96 South Main Street, PO Box 77, Nephi, Utah 84648 - Voice: 435 623-0525 - FAX: 435 623-4735
On our front page this week
June 9, 2021
By Myrna Trauntvein
Council members planned to create an industrial park in south Nephi but have now agreed the sale of the property to a single industrial developer for construction of a refrigeration plant.
“For the past several months, the city staff has been working with Jenson Companies (JRC Investments, LLC) to finalize the sale of land in an area designated for an industrial park,” said Seth Atkinson, city administrator.
He said that the mayor had previously signed a real estate purchase contract with the approval of the city council. The real property where the development is located is property the developer purchased from the city.
“The city purchased 70 acres and of those 52 are usable acres,” said Atkinson.
That was done in February contingent upon a development agreement being accepted by both parties.
“After a thorough round of negotiations, a final draft of the development agreement is attached for review by the city council,” said Atkinson.
Two motions were needed to approve the transactions.
Nathan Memmott, council member, made the motion to approve the Addendum #2 and Justin Seely, council member, made the second. All present voted in favor.
Kent Jones, council member, made the motion to accept the development agreement and Larry Ostler, council member, made the second.

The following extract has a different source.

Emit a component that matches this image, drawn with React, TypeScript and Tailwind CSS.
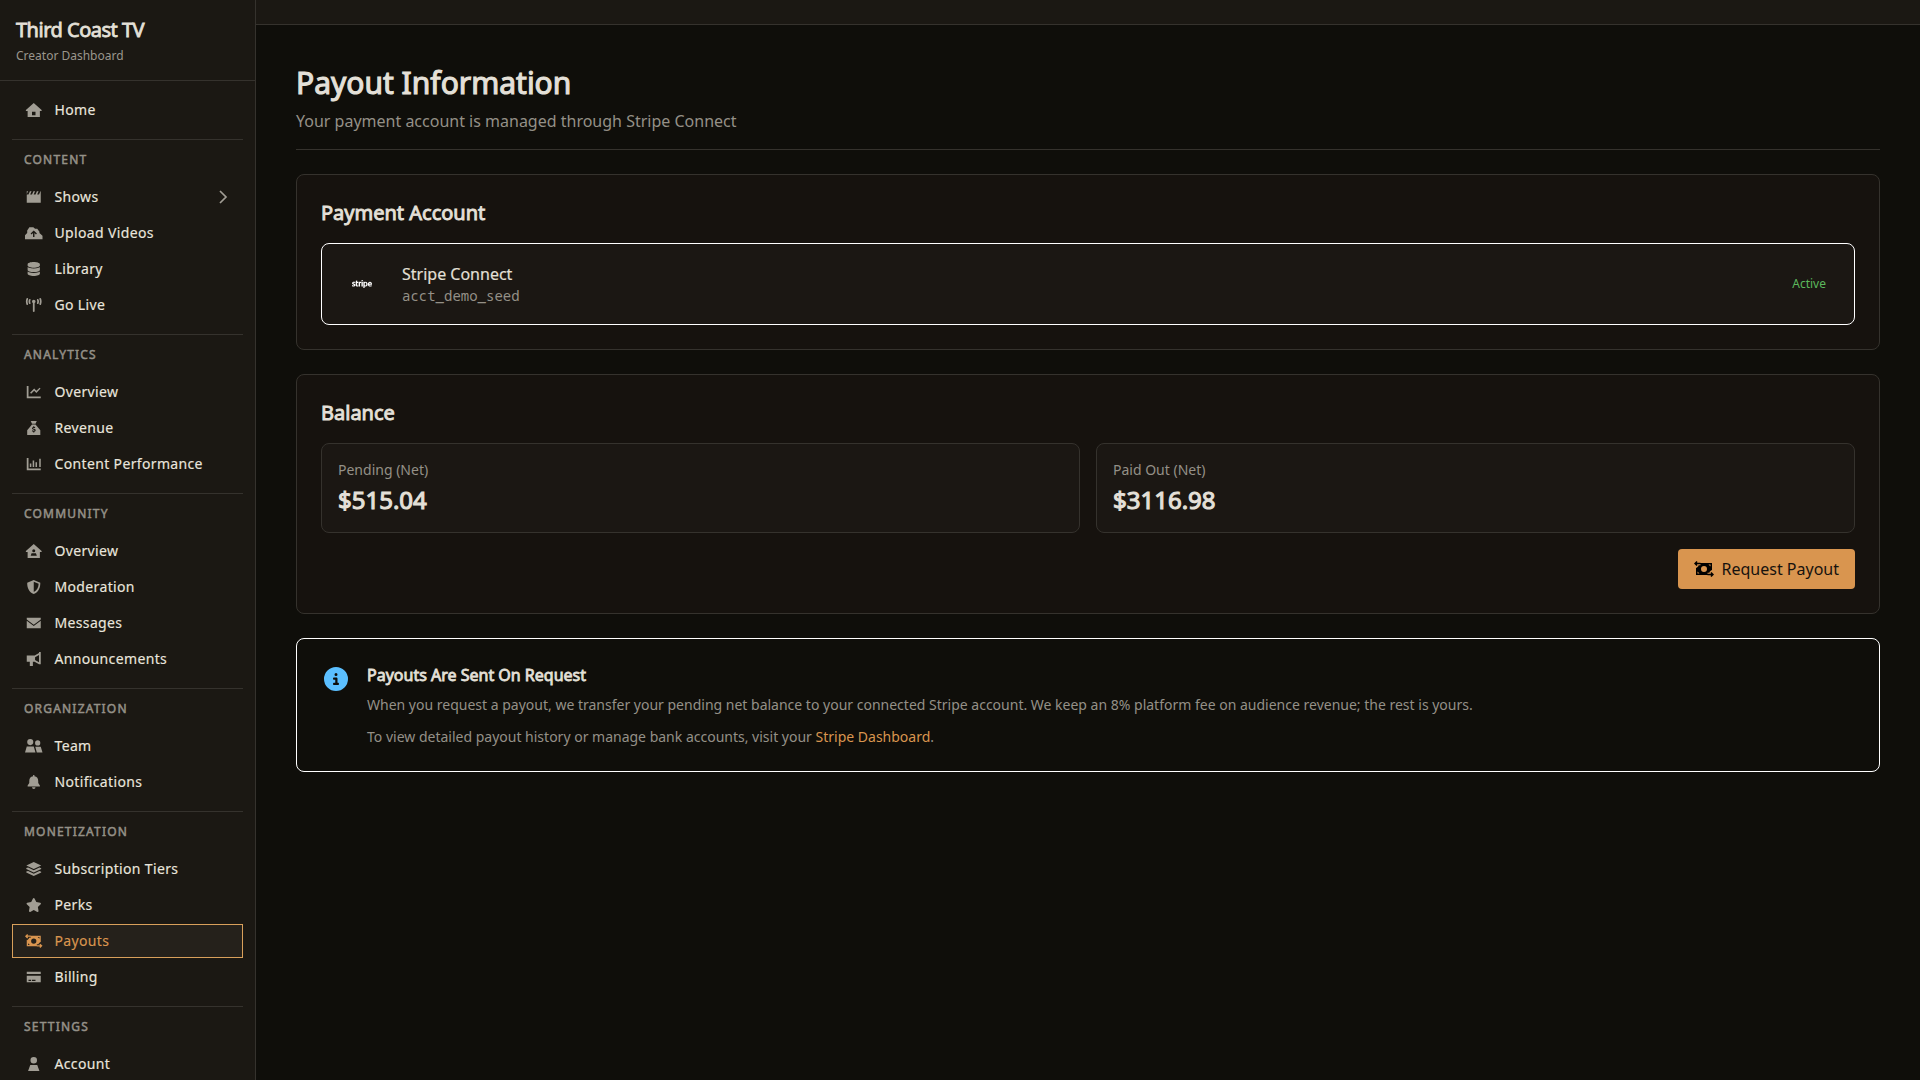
import React from 'react'
import { FaCircleInfo, FaDatabase, FaStar, FaStripe, FaTowerBroadcast } from 'react-icons/fa6'

interface NavItem {
  label: string
  icon: React.ReactNode
  active?: boolean
  expandable?: boolean
}

interface NavSection {
  title?: string
  items: NavItem[]
}

function Glyph({ d, className = 'h-3.5 w-[17.5px]' }: { d: string; className?: string }) {
  return (
    <svg viewBox="0 0 640 512" className={className} fill="currentColor" fillRule="evenodd">
      <path d={d} />
    </svg>
  )
}

const paths = {
  house: 'M320 0L608 256V288H544V512H96V288H32V256ZM256 320V448H384V320Z',
  clapper:
    'M64 48H112L64 150V160H128L180 48H240L188 160H256L308 48H368L316 160H384L436 48H496L444 160H512L564 48H576V464H64Z',
  cloud:
    'M0 480V336L80 256V160L160 48H304L368 96H448L528 208V256L640 352V480ZM320 160L204 276L240 312L294 258V400H346V258L400 312L436 276Z',
  line: 'M64 32H128V416H576V480H64ZM534 96L568 130L416 288L336 208L224 320L184 280L336 128L416 208Z',
  sack: 'M208 0H432L384 96H256ZM256 128H384L560 336V512H80V336ZM300 192V220C250 224 238 296 290 312L336 326C356 336 344 356 320 356C300 356 282 350 266 340L250 376C268 386 286 392 300 394V424H340V394C400 386 412 312 356 294L310 280C290 272 296 256 320 256C336 256 350 260 362 264L376 228C364 224 352 222 340 220V192Z',
  column:
    'M64 32H128V416H576V480H64ZM176 240H232V368H176ZM280 128H336V368H280ZM384 192H440V368H384ZM520 64H576V368H520Z',
  houseUser:
    'M320 0L608 256V288H544V512H96V288H32V256ZM320 192A56 56 0 1 0 320 304A56 56 0 1 0 320 192ZM208 432H432L400 336H240Z',
  shield: 'M320 0L560 96C560 288 500 430 320 512C140 430 80 288 80 96ZM320 66V440C448 376 494 270 498 140Z',
  envelope: 'M64 64H576V128L320 320L64 128ZM64 176L320 368L576 176V448H64Z',
  bullhorn: 'M512 0H576V448H512L352 352H288V512H176V352H64V128H352L512 32ZM512 108L368 192V290L512 372Z',
  group:
    'M192 0A112 112 0 1 1 192 224A112 112 0 1 1 192 0ZM464 48A96 96 0 1 1 464 240A96 96 0 1 1 464 48ZM64 272H320L384 496H0ZM376 280H576L640 496H432Z',
  bell: 'M296 0H344V48C440 64 484 130 484 224V288L544 384V416H96V384L156 288V224C156 130 200 64 296 48ZM256 448H384A64 64 0 0 1 256 448Z',
  layers:
    'M320 0L592 128L320 256L48 128ZM48 216L112 202L320 304L528 202L592 232V256L320 384L48 256ZM48 344L112 330L320 432L528 330L592 360V384L320 512L48 384Z',
  transfer:
    'M80 0L114 34L92 56H208V104H92L114 126L80 160L0 80ZM560 512L526 478L548 456H432V408H548L526 386L560 352L640 432ZM208 64H576V304L560 288L496 352V376H432V448H64V208L80 224L144 160V136H208ZM320 160A96 96 0 1 0 320 352A96 96 0 1 0 320 160ZM112 336V400H176ZM464 112L528 176V112Z',
  card: 'M64 64H576V144H64ZM64 208H576V448H64ZM128 352V400H224V352ZM256 352V400H384V352Z',
  user: 'M320 0A120 120 0 1 1 320 240A120 120 0 1 1 320 0ZM192 288H448L528 512H112Z',
}

const iconSize = 'h-3.5 w-[17.5px]'

const sections: NavSection[] = [
  { items: [{ label: 'Home', icon: <Glyph d={paths.house} /> }] },
  {
    title: 'Content',
    items: [
      { label: 'Shows', icon: <Glyph d={paths.clapper} />, expandable: true },
      { label: 'Upload Videos', icon: <Glyph d={paths.cloud} /> },
      { label: 'Library', icon: <FaDatabase className={iconSize} /> },
      { label: 'Go Live', icon: <FaTowerBroadcast className={iconSize} /> },
    ],
  },
  {
    title: 'Analytics',
    items: [
      { label: 'Overview', icon: <Glyph d={paths.line} /> },
      { label: 'Revenue', icon: <Glyph d={paths.sack} /> },
      { label: 'Content Performance', icon: <Glyph d={paths.column} /> },
    ],
  },
  {
    title: 'Community',
    items: [
      { label: 'Overview', icon: <Glyph d={paths.houseUser} /> },
      { label: 'Moderation', icon: <Glyph d={paths.shield} /> },
      { label: 'Messages', icon: <Glyph d={paths.envelope} /> },
      { label: 'Announcements', icon: <Glyph d={paths.bullhorn} /> },
    ],
  },
  {
    title: 'Organization',
    items: [
      { label: 'Team', icon: <Glyph d={paths.group} /> },
      { label: 'Notifications', icon: <Glyph d={paths.bell} /> },
    ],
  },
  {
    title: 'Monetization',
    items: [
      { label: 'Subscription Tiers', icon: <Glyph d={paths.layers} /> },
      { label: 'Perks', icon: <FaStar className={iconSize} /> },
      { label: 'Payouts', icon: <Glyph d={paths.transfer} />, active: true },
      { label: 'Billing', icon: <Glyph d={paths.card} /> },
    ],
  },
  {
    title: 'Settings',
    items: [{ label: 'Account', icon: <Glyph d={paths.user} /> }],
  },
]

const balances = [
  { label: 'Pending (Net)', amount: 515.04 },
  { label: 'Paid Out (Net)', amount: 3116.98 },
]

function Sidebar() {
  return (
    <aside className="flex h-full w-64 shrink-0 flex-col overflow-hidden border-r border-[#35322d] bg-[#1b1813]">
      <div className="h-[81px] shrink-0 border-b border-[#35322d] px-4 pt-4">
        <h1 className="text-xl leading-7 tracking-[-0.025em] text-[#e4e0d8] [-webkit-text-stroke:0.8px]">Third Coast TV</h1>
        <p className="mt-1 text-xs text-[#9a968d]">Creator Dashboard</p>
      </div>
      <nav className="px-3 pt-3">
        {sections.map((section, i) => (
          <div key={i} className={section.title ? 'mt-3 border-t border-[#35322d]' : ''}>
            {section.title && (
              <h3 className="flex h-10 items-center px-3 text-xs tracking-[0.1em] text-[#949087] uppercase [-webkit-text-stroke:0.5px]">
                {section.title}
              </h3>
            )}
            <ul className="flex flex-col gap-0.5">
              {section.items.map(item => (
                <li
                  key={item.label}
                  className={`flex h-[34px] items-center gap-3 border px-3 text-sm tracking-[0.025em] [-webkit-text-stroke:0.15px] ${
                    item.active ? 'border-[#d9a05b] bg-[#25211b] text-[#d9954f]' : 'border-transparent text-[#e9e5dd]'
                  }`}
                >
                  <span className={`flex w-[17.5px] shrink-0 justify-center ${item.active ? '' : 'text-[#a19d94]'}`}>
                    {item.icon}
                  </span>
                  {item.label}
                  {item.expandable && (
                    <svg viewBox="0 0 14 14" className="ml-auto h-3.5 w-3.5 text-[#a19d94]" fill="none" stroke="currentColor" strokeWidth="1.7">
                      <path d="M4 1L10 7L4 13" />
                    </svg>
                  )}
                </li>
              ))}
            </ul>
          </div>
        ))}
      </nav>
    </aside>
  )
}

export default function App() {
  return (
    <div className="flex h-screen overflow-hidden bg-[#0f0e0a] font-['Noto_Sans',sans-serif] text-[#e4e0d8]">
      <Sidebar />
      <div className="flex min-w-0 flex-1 flex-col">
        <header className="h-[25px] shrink-0 border-b border-[#35322d] bg-[#1b1813]" />
        <main className="flex flex-col gap-6 px-10 pt-10">
          <div className="h-[85px] border-b border-[#35322d]">
            <h1 className="text-3xl leading-9 [-webkit-text-stroke:1.1px]">Payout Information</h1>
            <p className="mt-2 text-base text-[#949087]">Your payment account is managed through Stripe Connect</p>
          </div>

          <section className="rounded-lg border border-[#35322d] bg-[#16120e] p-6">
            <h2 className="mb-4 text-xl [-webkit-text-stroke:0.9px]">Payment Account</h2>
            <div className="flex items-center gap-4 rounded-lg border border-white bg-[#1b1713] p-4">
              <div className="flex h-12 w-12 items-center justify-center text-white">
                <FaStripe className="h-4 w-5" />
              </div>
              <div>
                <p className="text-base [-webkit-text-stroke:0.15px]">Stripe Connect</p>
                <p className="font-['Noto_Sans_Mono','DejaVu_Sans_Mono',monospace] text-sm text-[#949087]">acct_demo_seed</p>
              </div>
              <span className="ml-auto px-3 text-xs text-[#5cb85c]">Active</span>
            </div>
          </section>

          <section className="rounded-lg border border-[#35322d] bg-[#16120e] p-6">
            <h2 className="mb-4 text-xl [-webkit-text-stroke:0.9px]">Balance</h2>
            <div className="grid grid-cols-2 gap-4">
              {balances.map(balance => (
                <div key={balance.label} className="rounded-lg border border-[#35322d] bg-[#1b1713] p-4">
                  <p className="text-sm text-[#949087]">{balance.label}</p>
                  <p className="mt-1 text-2xl [-webkit-text-stroke:1.1px]">${balance.amount.toFixed(2)}</p>
                </div>
              ))}
            </div>
            <div className="mt-4 flex justify-end">
              <button className="flex h-10 items-center gap-2 rounded bg-[#d9954f] px-4 text-base text-[#16120e]">
                <Glyph d={paths.transfer} className="h-4 w-5 text-black" />
                Request Payout
              </button>
            </div>
          </section>

          <section className="flex gap-4 rounded-lg border border-white p-6">
            <div className="flex w-[30px] shrink-0 justify-center pt-1">
              <FaCircleInfo className="h-6 w-6 text-[#5bbfff]" />
            </div>
            <div>
              <h3 className="mb-2 text-base [-webkit-text-stroke:0.8px]">Payouts Are Sent On Request</h3>
              <p className="mb-3 text-sm text-[#949087]">
                When you request a payout, we transfer your pending net balance to your connected Stripe account. We keep an 8%
                platform fee on audience revenue; the rest is yours.
              </p>
              <p className="text-sm text-[#949087]">
                To view detailed payout history or manage bank accounts, visit your{' '}
                <a href="#" className="text-[#d9954f]">Stripe Dashboard</a>.
              </p>
            </div>
          </section>
        </main>
      </div>
    </div>
  )
}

All voted in favor.
Both motions authorized Glade Nielsen, mayor, to sign the documents.
“The development agreement sets forth the conditions of development on the city’s parcel designated as an industrial park,” said Atkinson.
These conditions include that: the development must conform to the Industrial (ID) zone of the city; the developer is required to install all infrastructure associated with the development; a reimbursement agreement could be created for any upsizing in utilities; and impact fees are required.
“The city has an option of a buyback if there is not a facility constructed, and a certificate of occupancy issued, within five years,” said Atkinson.
“At another spot, I have used six years,” said Kasey Wright, city attorney. “I didn’t want it so that if they defaulted and the city buyback time had expired the city would lose that opportunity.”
“The city’s purchase option shall expire upon the earlier of: a) the issuance of a certificate of occupancy for a refrigeration plant; or b) six years from the date developer received the subject property from the city,” affirms the wording.
A first right of refusal is given to the city if the property is sold or transferred to an entity other than a subsidiary company, family member, or family trust, and; Reimbursement agreements will be recorded with the Juab County Recorder’s Office.
Ken Jenson has already signed the agreement on behalf of JRC Investments, LLC).
“The staff recommends signing the development agreement with Jenson Companies and completing the sale of land in the south industrial park area,” said Atkinson. “We recommend that you authorize the mayor to sign the development agreement.”
In order to assist Jenson Companies with closing, he said, an additional extension of time was needed. For that reason, Addendum #2 was attached which extended the original Real Estate Purchase Contract another 45 days.
Council members reviewed the development agreement for the Kenneth Jenson Subdivision which ensures that there are sufficient public utilities and roads to properly serve the development and to also ensure that the development use is consistent with the agreement.
The agreement also states that the city desires the development be completed and operated in compliance with the requirements of the industrial (ID) zone and all applicable city code provisions, including code provisions relating to nuisances and offensive businesses and facilities and is in conformity with the Land Use, Development and Management Act, the Nephi City General Plan and the Nephi City Code.
The developer plans to construct and operate a refrigeration plant on the property but the developer may also construct and operate other businesses there.
“We have been discussing this for some time,” said Jones. “I am comfortable with it.”
If a refrigeration plant is not constructed and occupied by a properly issued certificate of occupancy on the property within five years of the developer receiving the property from city, then city will have the option to purchase the property for the original purchase price of $350,000 plus an inflationary increase up to 6 percent per year plus the verifiable costs of improvements that were actually made by the developer.
The inflationary increase will be based on the Ivory-Boyer Construction Report of the Industrial/Warehouse/Manufacturing category published by the Kem C. Gardner Institute at the University of Utah.
“He said he was working on a 1041 tax form,” said Ostler.
If the city exercises its purchase option, then the developer will convey the property back to the city free and clear of all encumbrances and liens.
“The developer plans to increase the size of the refrigeration plant as demand allows and to possibly add other buildings, structures, and businesses to the property in additional phases of the development,” said Atkinson. “He will begin with a 6,000 square foot building but could build a 300,000 square foot structure eventually.”
The first right of refusal does not apply if the developer transfers the property to a subsidiary company owned by developer or to developer’s members, or to the family members or family trust of such members.